US to Delay Presidential Election in Case of Terrorist Attack? No legal Foundations Scholars Say
If the United States were hit by a major terrorist attack before the presidential election this year, the US government would be perplexed by a lack of legal foundations, should it want to postpone the election.
The reason is that US presidential elections are fixed at a specific date by law and no clear mechanism can be found for a postponement of the election.
Soaries, new chairman of the US Election Assistance Commission, recently wrote to Homeland Security Secretary Ridge, asking what the procedures would be if the election were to be postponed.
Homeland Security Department spokesman Roehrkasse said, "We forwarded the letter to the Department of Justice because the legal issue is more appropriately addressed by them." He also added, "Nothing has been decided."

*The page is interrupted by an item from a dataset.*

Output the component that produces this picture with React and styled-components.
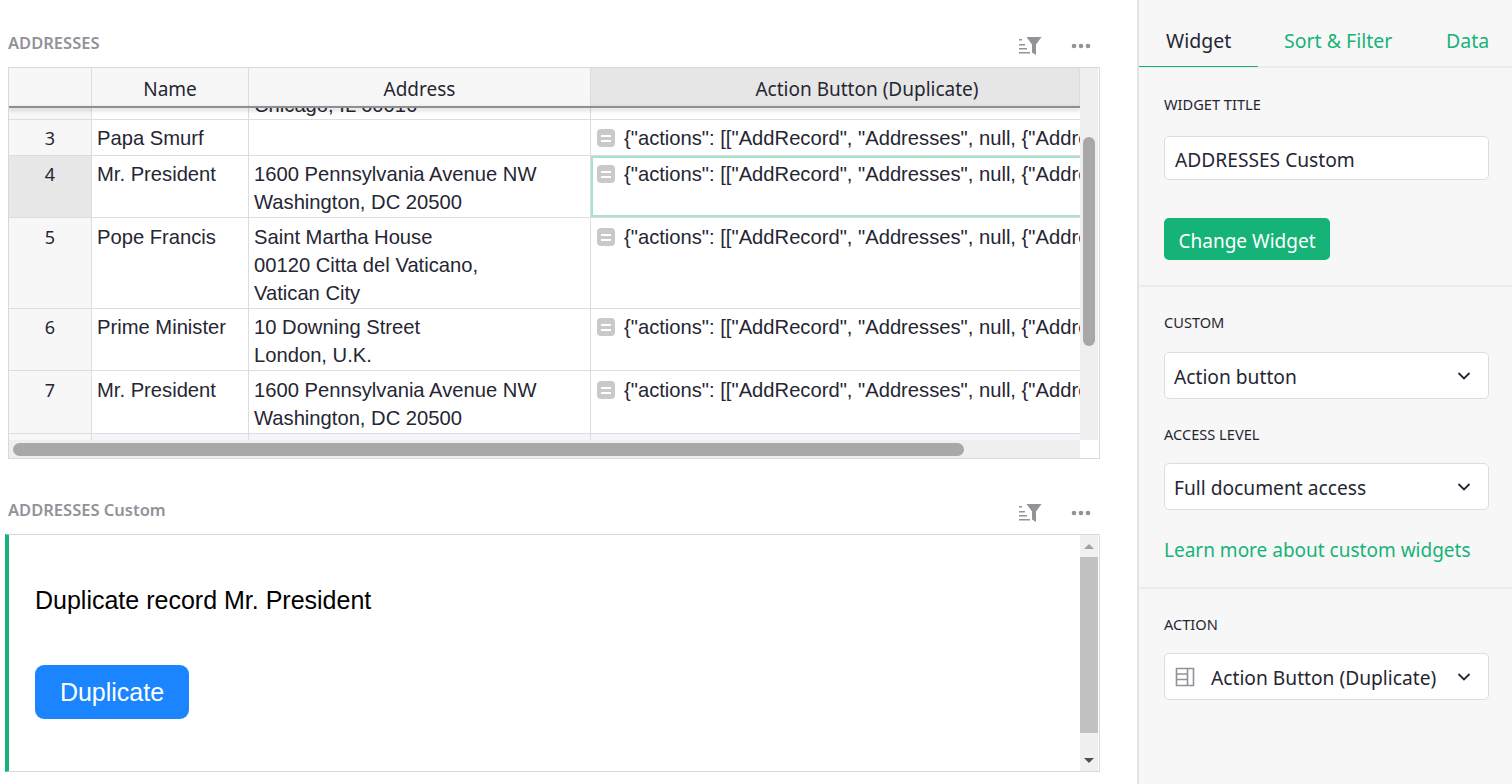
import React from 'react'
import styled, { createGlobalStyle } from 'styled-components'

const uiFont = `"Noto Sans", "Open Sans", sans-serif`
const cellFont = `"Liberation Sans", Arial, sans-serif`
const green = '#16b378'

const GlobalStyle = createGlobalStyle`
    html, body {
        margin: 0;
        padding: 0;
        background: #ffffff;
    }
    * {
        box-sizing: border-box;
    }
`

const Page = styled.div`
    display: flex;
    width: 1512px;
    height: 784px;
    overflow: hidden;
    font-family: ${uiFont};
    color: #262633;
`
const Main = styled.div`
    width: 1137px;
    flex: none;
    display: flex;
    flex-direction: column;
    padding-left: 8px;
`
const SectionHeader = styled.div`
    height: ${p => p.$height}px;
    width: 1092px;
    display: flex;
    align-items: flex-end;
    justify-content: space-between;
    padding-bottom: 14px;
`
const SectionTitle = styled.div`
    font-size: 16.5px;
    line-height: 20px;
    font-weight: 600;
    color: #929299;
`
const HeaderIcons = styled.div`
    display: flex;
    align-items: center;
    gap: 29px;
    padding-right: 9px;
    margin-bottom: -3px;
`
const TableFrame = styled.div`
    width: 1092px;
    height: 392px;
    border: 1px solid #d9d9d9;
    display: grid;
    grid-template-columns: 1071px 19px;
    grid-template-rows: 372px 18px;
`
const GridArea = styled.div`
    overflow: hidden;
    font-family: ${cellFont};
    font-size: 20.2px;
    color: #262633;
`
const HeaderRow = styled.div`
    position: relative;
    z-index: 2;
    display: grid;
    grid-template-columns: 83px 157px 342px 489px;
    height: 39px;
    background: #f7f7f7;
    font-family: ${uiFont};
    font-size: 19px;
    &::after {
        content: '';
        position: absolute;
        left: 0;
        right: 0;
        top: 38px;
        height: 2px;
        background: #8f8f8f;
        box-shadow: 0 2px 4px rgba(0, 0, 0, 0.25);
    }
`
const HeaderCell = styled.div`
    display: flex;
    align-items: center;
    justify-content: center;
    padding-top: 3px;
    padding-left: ${p => (p.$active ? 64 : 0)}px;
    border-right: 1px solid #dddddd;
    background: ${p => (p.$active ? '#e6e6e6' : 'transparent')};
`
const Row = styled.div`
    display: grid;
    grid-template-columns: 83px 157px 342px 520px;
    height: ${p => p.$height}px;
    border-bottom: 1px solid #dddddd;
    line-height: 28px;
    overflow: hidden;
`
const RowNumber = styled.div`
    background: ${p => (p.$active ? '#e7e7e7' : '#f7f7f7')};
    border-right: 1px solid #dddddd;
    text-align: center;
    font-family: ${uiFont};
    font-size: 18px;
    padding-top: ${p => p.$pad ?? 4}px;
`
const Cell = styled.div`
    position: relative;
    background: ${p => (p.$faint ? '#f4f5fd' : '#ffffff')};
    border-right: 1px solid #dddddd;
    padding: ${p => p.$pad ?? 4}px 5px 0;
    white-space: pre-line;
    overflow: hidden;
`
const ClippedText = styled.div`
    margin-top: -20px;
`
const FormulaCell = styled(Cell)`
    display: flex;
    align-items: flex-start;
    gap: 9px;
    white-space: nowrap;
    border-right: none;
    padding-left: 6px;
    ${p => p.$selected && `
        box-shadow: inset 0 0 0 2px #a5e4cb;
    `}
`
const FormulaBadge = styled.span`
    width: 18px;
    height: 18px;
    flex: none;
    margin-top: 5px;
    border-radius: 4px;
    background: #c9c9c9;
    display: flex;
    flex-direction: column;
    align-items: center;
    justify-content: center;
    gap: 3px;
    &::before, &::after {
        content: '';
        width: 10px;
        height: 2px;
        background: #ffffff;
    }
`
const VTrack = styled.div`
    background: #efefef;
    padding: 69px 3px 0 3px;
    margin-right: 1px;
`
const VThumb = styled.div`
    height: 209px;
    border-radius: 6px;
    background: #a8a8a8;
`
const HTrack = styled.div`
    background: #efefef;
    padding: 3px 116px 2px 4px;
`
const HThumb = styled.div`
    height: 13px;
    border-radius: 7px;
    background: #a8a8a8;
`
const CustomFrame = styled.div`
    width: 1095px;
    height: 238px;
    margin-left: -3px;
    border: 1px solid #d9d9d9;
    border-left: 4px solid ${green};
    background: #ffffff;
    display: flex;
`
const CustomBody = styled.div`
    flex: 1;
    padding: 0 0 0 26px;
    font-family: ${cellFont};
    color: #000000;
`
const CustomText = styled.div`
    margin-top: 50px;
    font-size: 25px;
    line-height: 30px;
`
const DuplicateButton = styled.button`
    display: block;
    width: 154px;
    height: 54px;
    margin-top: 50px;
    border: none;
    border-radius: 9px;
    background: #1a85ff;
    color: #ffffff;
    font-family: ${cellFont};
    font-size: 25px;
`
const ArrowTrack = styled.div`
    width: 18px;
    flex: none;
    margin-right: 1px;
    background: #f0f0f0;
    display: flex;
    flex-direction: column;
    align-items: center;
`
const ArrowBox = styled.div`
    height: 22px;
    flex: none;
    display: flex;
    align-items: center;
    justify-content: center;
    font-size: 0;
`
const Triangle = styled.span`
    width: 0;
    height: 0;
    border-left: 5px solid transparent;
    border-right: 5px solid transparent;
    ${p => (p.$up ? 'border-bottom: 5px solid #a0a0a0;' : 'border-top: 5px solid #505050;')}
`
const ScrollThumb = styled.div`
    width: 100%;
    height: 176px;
    background: #c1c1c1;
`
const Spacer = styled.div`
    flex: 1;
`

const Panel = styled.div`
    width: 375px;
    flex: none;
    height: 784px;
    background: #f7f7f7;
    border-left: 2px solid #e4e4e4;
    display: flex;
    flex-direction: column;
`
const Tabs = styled.div`
    display: flex;
    height: 68px;
    border-bottom: 2px solid #ececec;
    font-size: 19.5px;
`
const Tab = styled.div`
    width: ${p => p.$width}px;
    height: 67px;
    padding: 26px 0 0 ${p => p.$left}px;
    line-height: 30px;
    color: ${p => (p.$active ? '#262633' : green)};
    border-bottom: ${p => (p.$active ? `1px solid ${green}` : 'none')};
`
const PanelSection = styled.div`
    height: ${p => p.$height}px;
    padding: ${p => p.$top}px 23px 0 25px;
    border-bottom: ${p => (p.$last ? 'none' : '2px solid #ececec')};
    flex: none;
`
const Label = styled.div`
    font-size: 14.6px;
    height: 20px;
    line-height: 18px;
    margin-top: ${p => p.$top || 0}px;
    color: #262633;
`
const InputBox = styled.div`
    height: ${p => p.$height}px;
    margin-top: ${p => p.$top}px;
    background: #ffffff;
    border: 1px solid #dddddd;
    border-radius: 5px;
    display: flex;
    align-items: center;
    padding: ${p => p.$pad}px 16px 0 10px;
    font-size: 19.2px;
    white-space: nowrap;
`
const SelectText = styled.span`
    flex: 1;
    margin-left: ${p => p.$left}px;
`
const ChangeButton = styled.button`
    display: block;
    width: 166px;
    height: 42px;
    margin-top: 38px;
    border: none;
    border-radius: 5px;
    background: ${green};
    color: #ffffff;
    font-family: ${uiFont};
    font-size: 19px;
    padding: 4px 0 0;
`
const LearnLink = styled.a`
    display: block;
    margin-top: 26px;
    font-size: 19px;
    line-height: 28px;
    color: ${green};
`

const FilterIcon = () => (
    <svg width="24" height="20" viewBox="0 0 24 20">
        <rect x="1" y="3" width="3" height="1.5" fill="#929299" />
        <rect x="1" y="8" width="6" height="1.5" fill="#929299" />
        <rect x="1" y="12" width="8" height="1.5" fill="#929299" />
        <rect x="1" y="16" width="11" height="1.5" fill="#929299" />
        <path d="M8.5 1 H23.5 L18 8.5 V19 L14 16.5 V8.5 Z" fill="#929299" />
    </svg>
)
const DotsIcon = () => (
    <svg width="20" height="6" viewBox="0 0 20 6">
        <circle cx="3" cy="3" r="2.3" fill="#929299" />
        <circle cx="10" cy="3" r="2.3" fill="#929299" />
        <circle cx="17" cy="3" r="2.3" fill="#929299" />
    </svg>
)
const Chevron = () => (
    <svg width="16" height="10" viewBox="0 0 16 10">
        <path d="M2.5 2 L8 7.5 L13.5 2" fill="none" stroke="#262633" strokeWidth="1.8" />
    </svg>
)
const TableIcon = () => (
    <svg width="20" height="20" viewBox="0 0 20 20">
        <path d="M1.5 1.5 H18.5 V18.5 H1.5 Z M1.5 7 H12.5 M1.5 12.5 H12.5 M12.5 1.5 V18.5" fill="none" stroke="#929299" strokeWidth="1.6" />
    </svg>
)

const ACTION = '{"actions": [["AddRecord", "Addresses", null, {"Address": "1600 Pennsylvania"}]]}'

const rows = [
    { n: 3, name: 'Papa Smurf', address: '', height: 36, pad: 4 },
    { n: 4, name: 'Mr. President', address: '1600 Pennsylvania Avenue NW\nWashington, DC 20500', height: 62, pad: 4, active: true },
    { n: 5, name: 'Pope Francis', address: 'Saint Martha House\n00120 Citta del Vaticano,\nVatican City', height: 91, pad: 5 },
    { n: 6, name: 'Prime Minister', address: '10 Downing Street\nLondon, U.K.', height: 62, pad: 4 },
    { n: 7, name: 'Mr. President', address: '1600 Pennsylvania Avenue NW\nWashington, DC 20500', height: 63, pad: 5 },
]

function Select({ children, icon, top }) {
    return (
        <InputBox $height={47} $top={top} $pad={1}>
            {icon}
            <SelectText $left={icon ? 16 : -1}>{children}</SelectText>
            <Chevron />
        </InputBox>
    )
}

export default function App() {
    return (
        <Page>
            <GlobalStyle />
            <Main>
                <SectionHeader $height={67}>
                    <SectionTitle>ADDRESSES</SectionTitle>
                    <HeaderIcons>
                        <FilterIcon />
                        <DotsIcon />
                    </HeaderIcons>
                </SectionHeader>
                <TableFrame>
                    <GridArea>
                        <HeaderRow>
                            <HeaderCell />
                            <HeaderCell>Name</HeaderCell>
                            <HeaderCell>Address</HeaderCell>
                            <HeaderCell $active>Action Button (Duplicate)</HeaderCell>
                        </HeaderRow>
                        <Row $height={13}>
                            <RowNumber />
                            <Cell />
                            <Cell><ClippedText>Chicago, IL 60016</ClippedText></Cell>
                            <FormulaCell />
                        </Row>
                        {rows.map(r => (
                            <Row key={r.n} $height={r.height}>
                                <RowNumber $active={r.active} $pad={r.pad}>{r.n}</RowNumber>
                                <Cell $pad={r.pad}>{r.name}</Cell>
                                <Cell $pad={r.pad}>{r.address}</Cell>
                                <FormulaCell $selected={r.active} $pad={r.pad}>
                                    <FormulaBadge />
                                    {ACTION}
                                </FormulaCell>
                            </Row>
                        ))}
                        <Row $height={8}>
                            <RowNumber />
                            <Cell $faint />
                            <Cell $faint />
                            <FormulaCell $faint />
                        </Row>
                    </GridArea>
                    <VTrack><VThumb /></VTrack>
                    <HTrack><HThumb /></HTrack>
                </TableFrame>
                <SectionHeader $height={75}>
                    <SectionTitle>ADDRESSES Custom</SectionTitle>
                    <HeaderIcons>
                        <FilterIcon />
                        <DotsIcon />
                    </HeaderIcons>
                </SectionHeader>
                <CustomFrame>
                    <CustomBody>
                        <CustomText>Duplicate record Mr. President</CustomText>
                        <DuplicateButton>Duplicate</DuplicateButton>
                    </CustomBody>
                    <ArrowTrack>
                        <ArrowBox><Triangle $up /></ArrowBox>
                        <ScrollThumb />
                        <Spacer />
                        <ArrowBox><Triangle /></ArrowBox>
                    </ArrowTrack>
                </CustomFrame>
            </Main>
            <Panel>
                <Tabs>
                    <Tab $active $width={119} $left={27}>Widget</Tab>
                    <Tab $width={168} $left={26}>Sort &amp; Filter</Tab>
                    <Tab $width={86} $left={20}>Data</Tab>
                </Tabs>
                <PanelSection $height={219} $top={27}>
                    <Label>WIDGET TITLE</Label>
                    <InputBox $height={44} $top={21} $pad={3}>ADDRESSES Custom</InputBox>
                    <ChangeButton>Change Widget</ChangeButton>
                </PanelSection>
                <PanelSection $height={302} $top={26}>
                    <Label>CUSTOM</Label>
                    <Select top={19}>Action button</Select>
                    <Label $top={26}>ACCESS LEVEL</Label>
                    <Select top={18}>Full document access</Select>
                    <LearnLink>Learn more about custom widgets</LearnLink>
                </PanelSection>
                <PanelSection $height={195} $top={26} $last>
                    <Label>ACTION</Label>
                    <Select top={18} icon={<TableIcon />}>Action Button (Duplicate)</Select>
                </PanelSection>
            </Panel>
        </Page>
    )
}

Ridge warned on the 9th that al-Qaeda, the mastermind behind the September 11 attacks in the United States, was planning "a large-scale attack in the United States in an effort to disrupt our democratic process."
However, he admitted that US intelligence agencies had no information about any specific plot.
Since 1845, US law has set the presidential election day, once every four years, for the first Tuesday after the first Monday in November, which this year falls on November 2.
"The federal government has no agency that has the statutory authority to cancel and reschedule a federal election," Soaries said in his letter, according to a Newsweek magazine report.
Three years ago on September 11, the New York City Council election originally slated for that day, was cancelled due to the attacks on the World Trade Center.
Siegel, a law professor at George Washington University, said, "As far I can tell, current law would not permit the election to be postponed.
To do that, you have to formulate a new law."
Congress would have to pass a law before the presidential election to provide legal basis in unusual situations, he said.
The United States has never postponed a presidential election in its history, and even during the Civil War years of 1861-65, voting went on as usual.